The answer of course is that they are measured under different conditions. As measured by the observers on ship A, clock B is moving at 0.6c, a very high speed. As measured from ship A, the light in B has further to travel and at the speed of light that means taking longer so to do.
Length Contraction
It may seem that we are seeing here the same effect for length as for time, as the distance the light in B travels, as measured from A, is increased, from 1 light second to 1.25 light seconds.
The displacement along the x axis too, is increased from 0.6 light seconds to 7.5 light seconds, so why do we talk about length contraction?

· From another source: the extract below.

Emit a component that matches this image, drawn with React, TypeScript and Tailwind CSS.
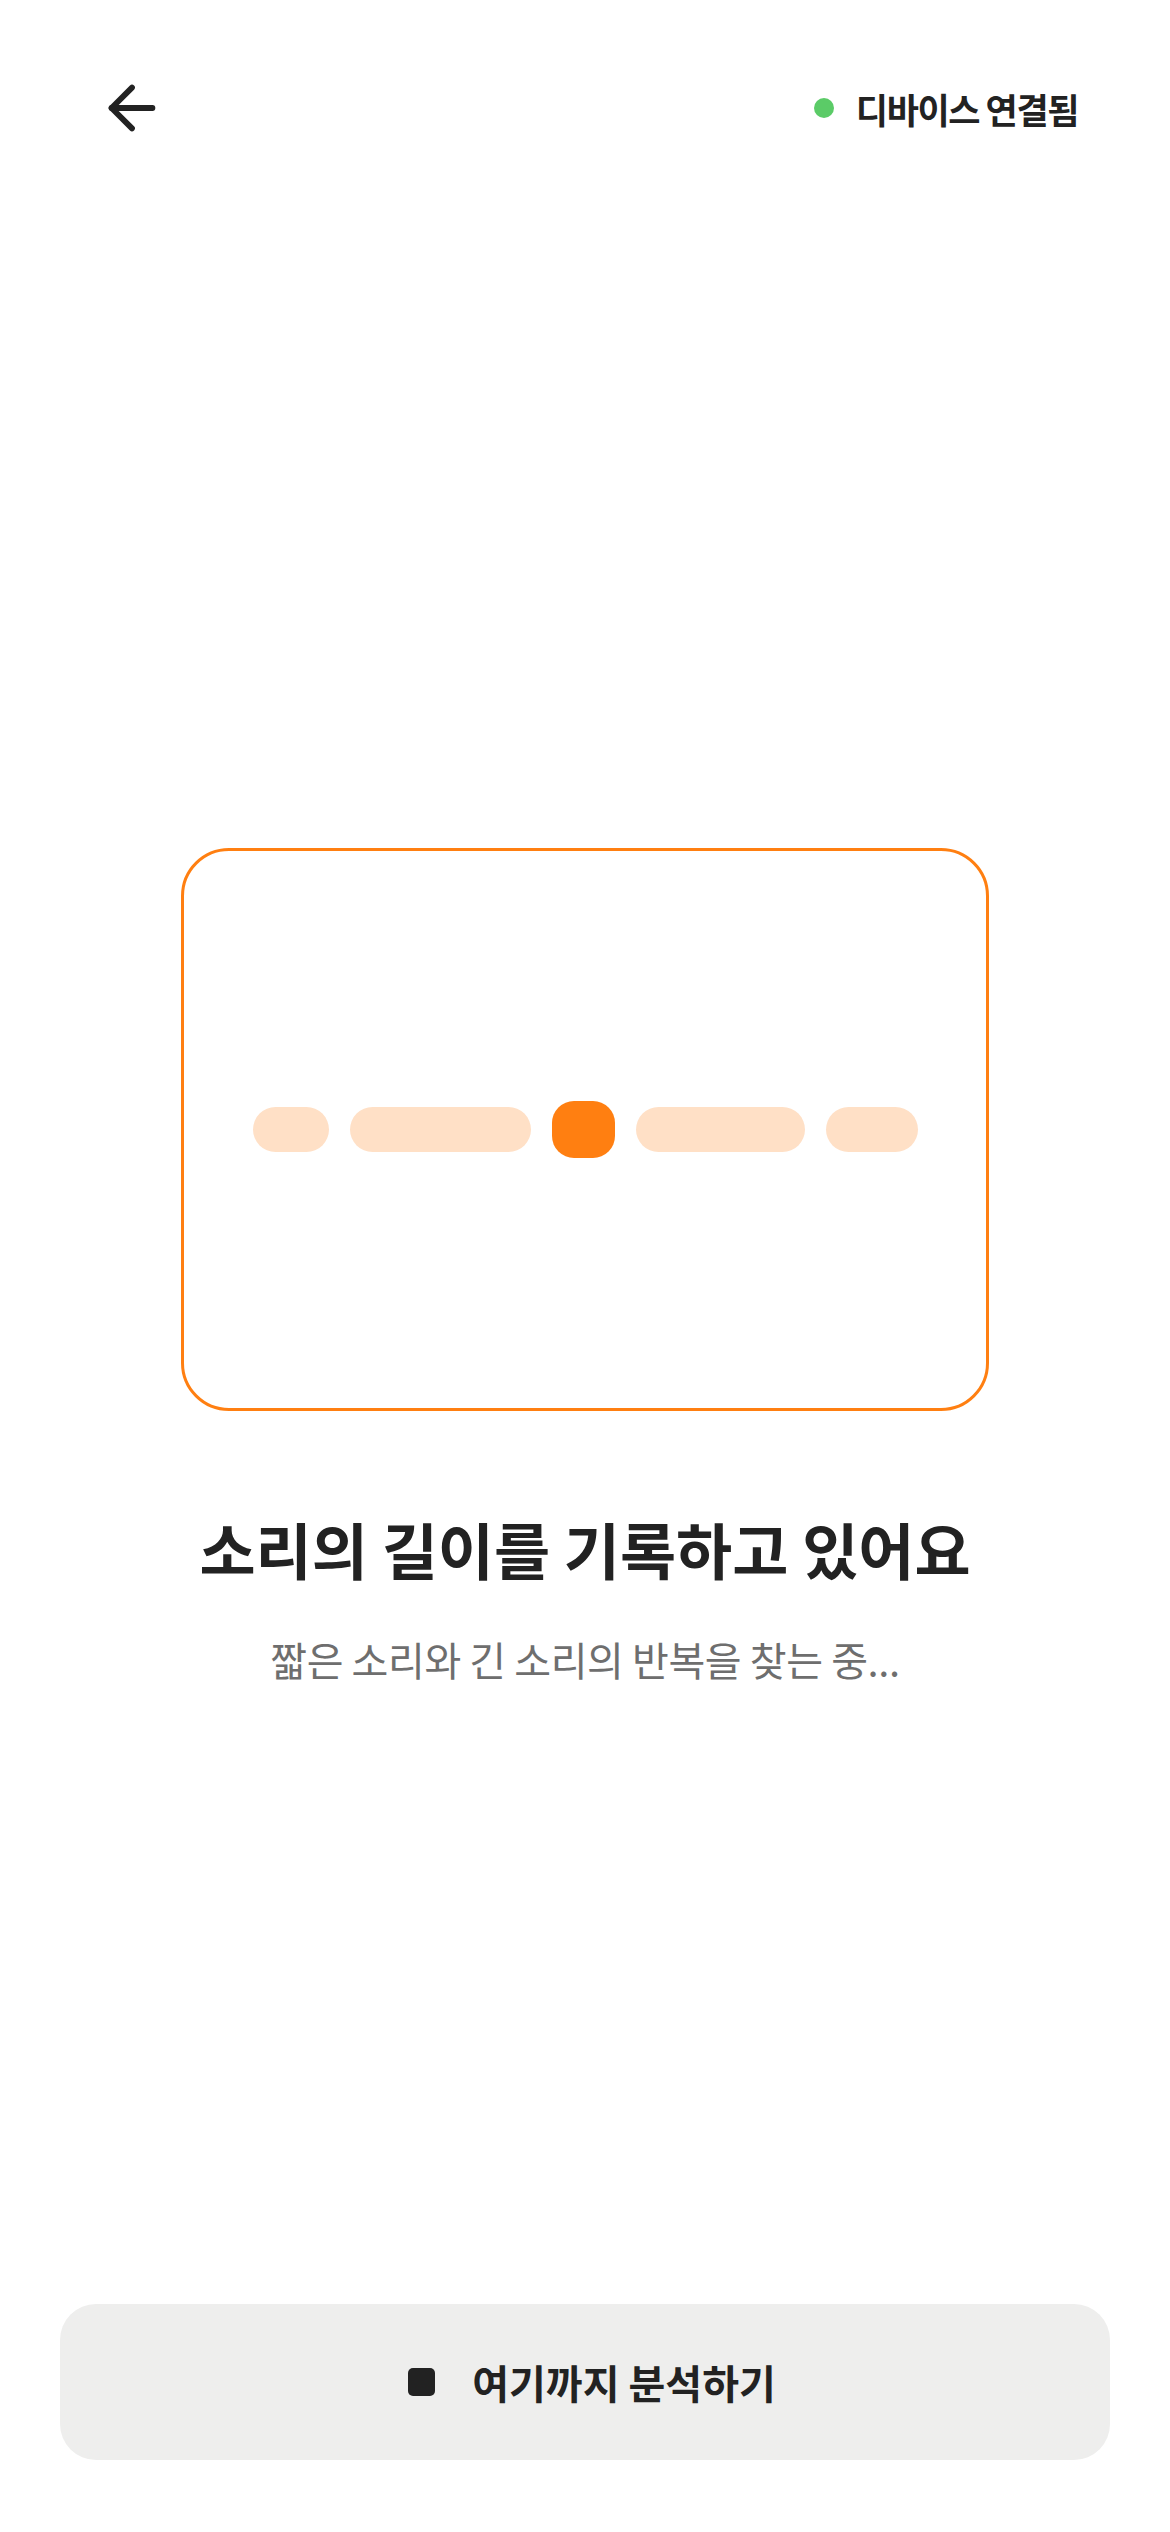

The answer to this lies back with Einstein, who didn't use the terms Time Dilation and Length Contraction when he described these effects.
No, he described how the length of a moving meter rod was measured to be less by a stationary observer.
And that is what we see in Fig. 1d. the displacement of the moving clock, 0.75 light seconds, in the rotated Clock B Frame of Reference, is reduced to 0.6 light seconds in Clock A's Cartesian Frame of reference, and that it is by the Lorentz factor (1.25 at 0.6c) just as the Time Dilation is an increase by the Lorentz factor.
So Time Dilation and Length Contraction are the equivalent effects, on Time and Distance but viewed from opposite sides.
Time is dilated in a moving clock, Length is contracted in the stationary clock.
But note too that in fact the Duration remains the same and the separation between the clocks remains the same! It is the unit size and unit quantity that change, and both by the Lorentz factor.
So unit size x unit quantity (what I would call the absolute properties being measured) remain unchanged.